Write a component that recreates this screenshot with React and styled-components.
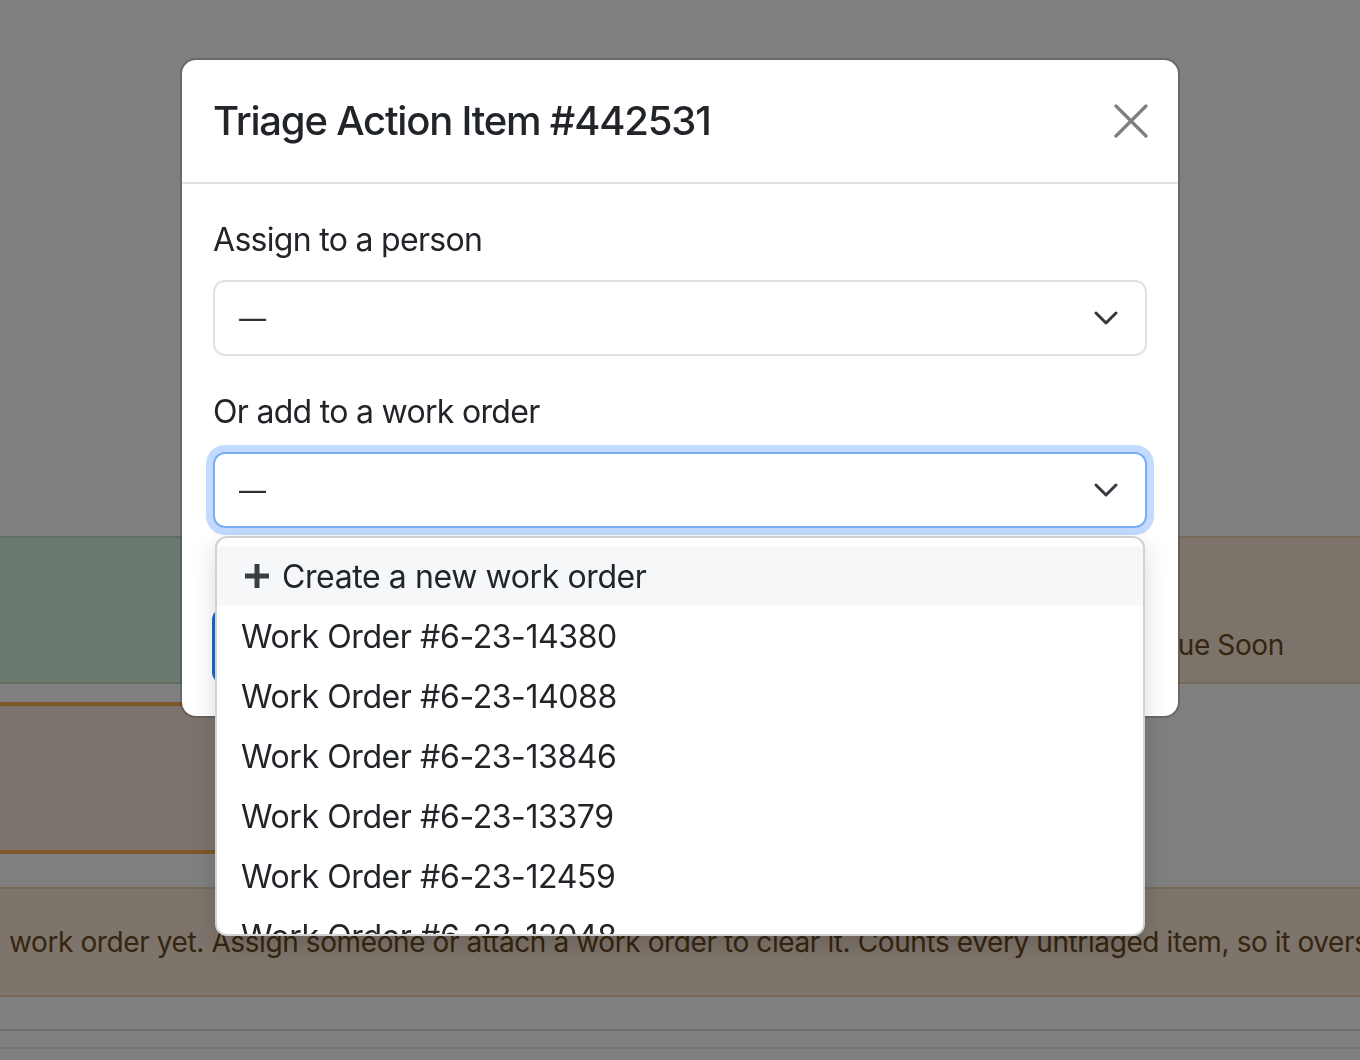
import React from 'react';
import styled, { createGlobalStyle } from 'styled-components';

const GlobalStyle = createGlobalStyle`
  html, body {
    margin: 0;
    padding: 0;
    background: #fff;
  }
  body {
    font-family: Inter, "Noto Sans", "Liberation Sans", sans-serif;
    color: #212529;
  }
  * {
    box-sizing: border-box;
  }
`;

/* ---------- page underneath the modal ---------- */

const Page = styled.div`
  height: 1060px;
  overflow: hidden;
  padding-top: 536px;
  display: flex;
  flex-direction: column;
`;

const StatsRow = styled.div`
  display: grid;
  grid-template-columns: 1100px 1fr;
  gap: 20px;
  height: 148px;
`;

const StatCard = styled.div`
  background: ${p => p.$bg};
  border-top: 2px solid ${p => p.$border};
  border-bottom: 2px solid ${p => p.$border};
  display: flex;
  align-items: flex-end;
  padding: 0 36px 20px 38px;
  font-size: 28px;
  line-height: 34px;
  letter-spacing: -0.4px;
  color: #6a4a22;
`;

const WarningBlock = styled.div`
  margin-top: 18px;
  width: 980px;
  height: 152px;
  background: #f8e8d8;
  border-top: 4px solid #ffb04e;
  border-bottom: 4px solid #ffb04e;
`;

const Alert = styled.div`
  margin-top: 33px;
  height: 110px;
  background: #fae9d6;
  border-top: 2px solid #f0d4ae;
  border-bottom: 2px solid #f0d4ae;
  display: flex;
  align-items: center;
  padding-left: 9px;
  font-size: 28px;
  letter-spacing: -0.4px;
  color: #6a4a22;
  white-space: nowrap;
  overflow: hidden;
`;

const TableRule = styled.div`
  margin-top: ${p => p.$gap}px;
  height: 2px;
  background: ${p => p.$color};
`;

/* ---------- modal ---------- */

const Backdrop = styled.div`
  position: fixed;
  inset: 0;
  background: rgba(0, 0, 0, 0.5);
`;

const ModalWrap = styled.div`
  position: fixed;
  inset: 0;
  display: flex;
  justify-content: center;
  align-items: flex-start;
  padding-top: 58px;
`;

const ModalContent = styled.div`
  width: 1000px;
  background: #fff;
  border: 2px solid rgba(0, 0, 0, 0.175);
  border-radius: 16px;
  background-clip: padding-box;
`;

const ModalHeader = styled.div`
  display: flex;
  align-items: center;
  justify-content: space-between;
  padding: 31px 30px 31px 31px;
  border-bottom: 2px solid #dee2e6;
`;

const ModalTitle = styled.h5`
  margin: 0;
  font-size: 40px;
  font-weight: 500;
  line-height: 60px;
  color: #212529;
  letter-spacing: -1.2px;
`;

const CloseButton = styled.button`
  width: 34px;
  height: 34px;
  padding: 0;
  border: 0;
  background: transparent;
  display: flex;
  align-items: center;
  justify-content: center;
  cursor: pointer;
`;

const ModalBody = styled.div`
  padding: 32px 31px 32px 31px;
`;

const Field = styled.div`
  margin-bottom: 32px;
  position: relative;
`;

const Label = styled.label`
  display: block;
  margin-bottom: 16px;
  font-size: 32px;
  line-height: 48px;
  letter-spacing: -0.7px;
  color: #212529;
`;

const SelectBox = styled.div`
  position: relative;
  height: 76px;
  display: flex;
  align-items: center;
  justify-content: space-between;
  padding: 0 27px 0 24px;
  border: 2px solid ${p => (p.$focused ? '#78aef8' : '#dee2e6')};
  border-radius: 12px;
  background: #fff;
  color: #212529;
  box-shadow: ${p => (p.$focused ? '0 0 0 7px rgba(13, 110, 253, 0.25)' : 'none')};
`;

const Placeholder = styled.span`
  font-size: 27px;
  line-height: 1;
  color: #2b3035;
`;

const Menu = styled.div`
  position: absolute;
  top: calc(100% + 10px);
  left: 0;
  right: 0;
  height: 400px;
  padding: 8px 0;
  background: #fff;
  border: 2px solid #d2d2d2;
  border-radius: 12px;
  box-shadow: 0 8px 24px rgba(0, 0, 0, 0.15);
  overflow: hidden;
  z-index: 10;
`;

const MenuItem = styled.div`
  height: 60px;
  display: flex;
  align-items: center;
  padding: 0 24px;
  font-size: 32px;
  letter-spacing: -0.4px;
  color: #212529;
  background: ${p => (p.$active ? '#f6f7f9' : 'transparent')};
  white-space: nowrap;
`;

const PlusIcon = styled.svg`
  width: 32px;
  height: 32px;
  margin-right: 9px;
  flex: none;
`;

const SaveButton = styled.button`
  margin-top: 48px;
  height: 76px;
  padding: 0 40px;
  margin-left: -1px;
  border: 0;
  border-radius: 12px;
  background: #1766d6;
  color: #fff;
  font-family: inherit;
  font-size: 32px;
`;

function Chevron() {
  return (
    <svg width="24" height="14" viewBox="0 0 24 14" fill="none">
      <path d="M2 2 L12 12 L22 2" stroke="#343a40" strokeWidth="3" strokeLinecap="round" strokeLinejoin="round" />
    </svg>
  );
}

function Select({ focused, children }) {
  return (
    <SelectBox $focused={focused}>
      <Placeholder>—</Placeholder>
      <Chevron />
      {children}
    </SelectBox>
  );
}

const workOrders = [
  '6-23-14380',
  '6-23-14088',
  '6-23-13846',
  '6-23-13379',
  '6-23-12459',
  '6-23-12048',
  '6-23-11712',
];

export default function App() {
  return (
    <>
      <GlobalStyle />
      <Page>
        <StatsRow>
          <StatCard $bg="#d6f2dc" $border="#bcdcc4" />
          <StatCard $bg="#f9e9d7" $border="#efd4b0">Due Soon</StatCard>
        </StatsRow>
        <WarningBlock />
        <Alert>
          work order yet. Assign someone or attach a work order to clear it. Counts every untriaged item, so it overstates the backlog slightly.
        </Alert>
        <TableRule $gap={32} $color="#dcdcdc" />
        <TableRule $gap={16} $color="#e8e8e8" />
      </Page>

      <Backdrop />
      <ModalWrap>
        <ModalContent>
          <ModalHeader>
            <ModalTitle>Triage Action Item #442531</ModalTitle>
            <CloseButton aria-label="Close">
              <svg width="34" height="34" viewBox="0 0 34 34" fill="none">
                <path d="M2 2 L32 32 M32 2 L2 32" stroke="#7f7f7f" strokeWidth="3.2" strokeLinecap="round" />
              </svg>
            </CloseButton>
          </ModalHeader>
          <ModalBody>
            <Field>
              <Label>Assign to a person</Label>
              <Select />
            </Field>
            <Field>
              <Label>Or add to a work order</Label>
              <Select focused>
                <Menu>
                  <MenuItem $active>
                    <PlusIcon viewBox="0 0 32 32" fill="none">
                      <path d="M16 4 V28 M4 16 H28" stroke="#3a3e43" strokeWidth="5" />
                    </PlusIcon>
                    Create a new work order
                  </MenuItem>
                  {workOrders.map(n => (
                    <MenuItem key={n}>Work Order #{n}</MenuItem>
                  ))}
                </Menu>
              </Select>
            </Field>
            <SaveButton>Save</SaveButton>
          </ModalBody>
        </ModalContent>
      </ModalWrap>
    </>
  );
}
◆ ◆ ◆
WHAT THIS TASK INVOLVES: Write the material out again exactly as it appears, dropping the pictures.

EXERCISE RESPONSE:
Write a component that recreates this screenshot with React and styled-components.
import React from 'react';
import styled, { createGlobalStyle } from 'styled-components';

const GlobalStyle = createGlobalStyle`
  html, body {
    margin: 0;
    padding: 0;
    background: #fff;
  }
  body {
    font-family: Inter, "Noto Sans", "Liberation Sans", sans-serif;
    color: #212529;
  }
  * {
    box-sizing: border-box;
  }
`;

/* ---------- page underneath the modal ---------- */

const Page = styled.div`
  height: 1060px;
  overflow: hidden;
  padding-top: 536px;
  display: flex;
  flex-direction: column;
`;

const StatsRow = styled.div`
  display: grid;
  grid-template-columns: 1100px 1fr;
  gap: 20px;
  height: 148px;
`;

const StatCard = styled.div`
  background: ${p => p.$bg};
  border-top: 2px solid ${p => p.$border};
  border-bottom: 2px solid ${p => p.$border};
  display: flex;
  align-items: flex-end;
  padding: 0 36px 20px 38px;
  font-size: 28px;
  line-height: 34px;
  letter-spacing: -0.4px;
  color: #6a4a22;
`;

const WarningBlock = styled.div`
  margin-top: 18px;
  width: 980px;
  height: 152px;
  background: #f8e8d8;
  border-top: 4px solid #ffb04e;
  border-bottom: 4px solid #ffb04e;
`;

const Alert = styled.div`
  margin-top: 33px;
  height: 110px;
  background: #fae9d6;
  border-top: 2px solid #f0d4ae;
  border-bottom: 2px solid #f0d4ae;
  display: flex;
  align-items: center;
  padding-left: 9px;
  font-size: 28px;
  letter-spacing: -0.4px;
  color: #6a4a22;
  white-space: nowrap;
  overflow: hidden;
`;

const TableRule = styled.div`
  margin-top: ${p => p.$gap}px;
  height: 2px;
  background: ${p => p.$color};
`;

/* ---------- modal ---------- */

const Backdrop = styled.div`
  position: fixed;
  inset: 0;
  background: rgba(0, 0, 0, 0.5);
`;

const ModalWrap = styled.div`
  position: fixed;
  inset: 0;
  display: flex;
  justify-content: center;
  align-items: flex-start;
  padding-top: 58px;
`;

const ModalContent = styled.div`
  width: 1000px;
  background: #fff;
  border: 2px solid rgba(0, 0, 0, 0.175);
  border-radius: 16px;
  background-clip: padding-box;
`;

const ModalHeader = styled.div`
  display: flex;
  align-items: center;
  justify-content: space-between;
  padding: 31px 30px 31px 31px;
  border-bottom: 2px solid #dee2e6;
`;

const ModalTitle = styled.h5`
  margin: 0;
  font-size: 40px;
  font-weight: 500;
  line-height: 60px;
  color: #212529;
  letter-spacing: -1.2px;
`;

const CloseButton = styled.button`
  width: 34px;
  height: 34px;
  padding: 0;
  border: 0;
  background: transparent;
  display: flex;
  align-items: center;
  justify-content: center;
  cursor: pointer;
`;

const ModalBody = styled.div`
  padding: 32px 31px 32px 31px;
`;

const Field = styled.div`
  margin-bottom: 32px;
  position: relative;
`;

const Label = styled.label`
  display: block;
  margin-bottom: 16px;
  font-size: 32px;
  line-height: 48px;
  letter-spacing: -0.7px;
  color: #212529;
`;

const SelectBox = styled.div`
  position: relative;
  height: 76px;
  display: flex;
  align-items: center;
  justify-content: space-between;
  padding: 0 27px 0 24px;
  border: 2px solid ${p => (p.$focused ? '#78aef8' : '#dee2e6')};
  border-radius: 12px;
  background: #fff;
  color: #212529;
  box-shadow: ${p => (p.$focused ? '0 0 0 7px rgba(13, 110, 253, 0.25)' : 'none')};
`;

const Placeholder = styled.span`
  font-size: 27px;
  line-height: 1;
  color: #2b3035;
`;

const Menu = styled.div`
  position: absolute;
  top: calc(100% + 10px);
  left: 0;
  right: 0;
  height: 400px;
  padding: 8px 0;
  background: #fff;
  border: 2px solid #d2d2d2;
  border-radius: 12px;
  box-shadow: 0 8px 24px rgba(0, 0, 0, 0.15);
  overflow: hidden;
  z-index: 10;
`;

const MenuItem = styled.div`
  height: 60px;
  display: flex;
  align-items: center;
  padding: 0 24px;
  font-size: 32px;
  letter-spacing: -0.4px;
  color: #212529;
  background: ${p => (p.$active ? '#f6f7f9' : 'transparent')};
  white-space: nowrap;
`;

const PlusIcon = styled.svg`
  width: 32px;
  height: 32px;
  margin-right: 9px;
  flex: none;
`;

const SaveButton = styled.button`
  margin-top: 48px;
  height: 76px;
  padding: 0 40px;
  margin-left: -1px;
  border: 0;
  border-radius: 12px;
  background: #1766d6;
  color: #fff;
  font-family: inherit;
  font-size: 32px;
`;

function Chevron() {
  return (
    <svg width="24" height="14" viewBox="0 0 24 14" fill="none">
      <path d="M2 2 L12 12 L22 2" stroke="#343a40" strokeWidth="3" strokeLinecap="round" strokeLinejoin="round" />
    </svg>
  );
}

function Select({ focused, children }) {
  return (
    <SelectBox $focused={focused}>
      <Placeholder>—</Placeholder>
      <Chevron />
      {children}
    </SelectBox>
  );
}

const workOrders = [
  '6-23-14380',
  '6-23-14088',
  '6-23-13846',
  '6-23-13379',
  '6-23-12459',
  '6-23-12048',
  '6-23-11712',
];

export default function App() {
  return (
    <>
      <GlobalStyle />
      <Page>
        <StatsRow>
          <StatCard $bg="#d6f2dc" $border="#bcdcc4" />
          <StatCard $bg="#f9e9d7" $border="#efd4b0">Due Soon</StatCard>
        </StatsRow>
        <WarningBlock />
        <Alert>
          work order yet. Assign someone or attach a work order to clear it. Counts every untriaged item, so it overstates the backlog slightly.
        </Alert>
        <TableRule $gap={32} $color="#dcdcdc" />
        <TableRule $gap={16} $color="#e8e8e8" />
      </Page>

      <Backdrop />
      <ModalWrap>
        <ModalContent>
          <ModalHeader>
            <ModalTitle>Triage Action Item #442531</ModalTitle>
            <CloseButton aria-label="Close">
              <svg width="34" height="34" viewBox="0 0 34 34" fill="none">
                <path d="M2 2 L32 32 M32 2 L2 32" stroke="#7f7f7f" strokeWidth="3.2" strokeLinecap="round" />
              </svg>
            </CloseButton>
          </ModalHeader>
          <ModalBody>
            <Field>
              <Label>Assign to a person</Label>
              <Select />
            </Field>
            <Field>
              <Label>Or add to a work order</Label>
              <Select focused>
                <Menu>
                  <MenuItem $active>
                    <PlusIcon viewBox="0 0 32 32" fill="none">
                      <path d="M16 4 V28 M4 16 H28" stroke="#3a3e43" strokeWidth="5" />
                    </PlusIcon>
                    Create a new work order
                  </MenuItem>
                  {workOrders.map(n => (
                    <MenuItem key={n}>Work Order #{n}</MenuItem>
                  ))}
                </Menu>
              </Select>
            </Field>
            <SaveButton>Save</SaveButton>
          </ModalBody>
        </ModalContent>
      </ModalWrap>
    </>
  );
}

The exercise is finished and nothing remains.